Other partners are more strident. Vishal Sikka, the CTO for SAP, pushed for Sun to release the Java Community Process and pointed to a proposal made by Oracle in 2007 to vest control in an "open independent vendor-neutral standards organization where all members participate on a level playing field." Although Oracle has said little about these details, it's fair to assume that the company will find new respect for the opinions it may acquire from Sun.
But while the other partners will probably engage in some saber-rattling, there's a limit to what they might consider because everyone is locked in a relationship bound by mutual-assured destruction. Any political fractures, no matter how tempting, may be prevented because everyone recognizes the power of the write-once, run-everywhere philosophy. If code written for an Android phone doesn't port easily to a Sony Blu-ray player or the Glassfish server, the opportunity opens for another language to emerge. There are already companies that write toolkits that make it simple to run Ruby on Rails or Python projects on your iPhone.
Many of these newer languages can be serious competitors, and too much in-fighting would only help them gain ground. There are dozens of very good, if a bit obscure, open source packages, and they are usually ported to every platform with just a bit of conversion by their devotees. Python, for instance, is already the dominant language in some branches of science, and Google chose it, not Java, for the first language supported by its App Engine. Although IBM, Oracle, and Google may throw discrete elbows in a battle for dominance, they must realize that all of them benefit more from the standardization than from dominance. If one pushes too hard to gain control of Java, the others may flee to a rival.
Java for the masses
The fact that the Java code base remains fairly cohesive and relatively standard leads many to speculate on just how Sun and, if the merger closes, Oracle might monetize the ubiquity without jacking up the licensing fees and squeezing everyone. What if someone created a kind of pan-Java App Store that made it possible to sell little Java-coded widgets just like the apps on the iPhone, but ones that would run on desktops, cell phones, Blu-ray players, or anywhere else that Java might be found?

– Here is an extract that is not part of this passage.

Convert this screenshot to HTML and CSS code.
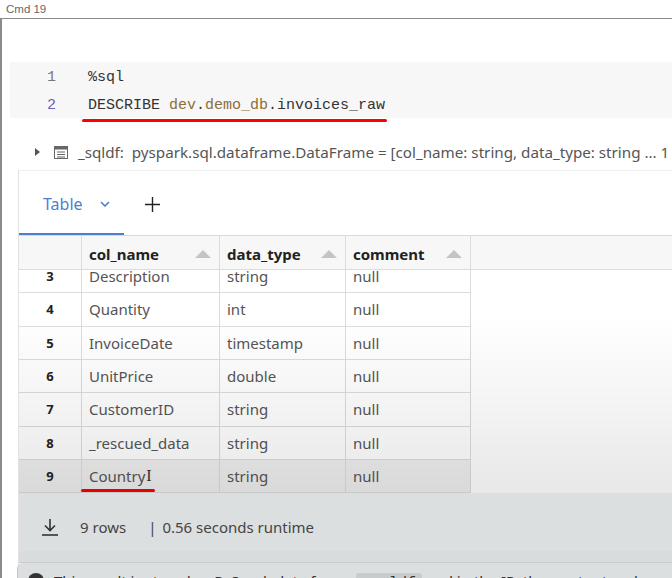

There's already a decent collection of apps available for Android phones, and Sun is working on a Java Store that will let people just drag an application onto their desktop. It would take only a bit more code to tie together the applications and let them run in almost every corner of the Java world. The cosmetic issues of dealing with the vastly different screens and user interfaces would certainly be a challenge, but they would probably be pretty manageable.
Imagine how attractive it would be for the developers to write one app that can start the day on an Android phone, live on the desktop at work, and come home to run cleanly on the Blu-ray players in the living room.
Bringing Java apps to the couch dwellers would even be a bit ironic because Java the language was intended to run on set-top boxes in its early days when it was still known as Oak. Such a vision would build on the greatest strengths of the platform -- its ubiquity and cross-platform stability -- and perhaps help it evolve into a modern mechanism for bringing cash into the hands of the creators.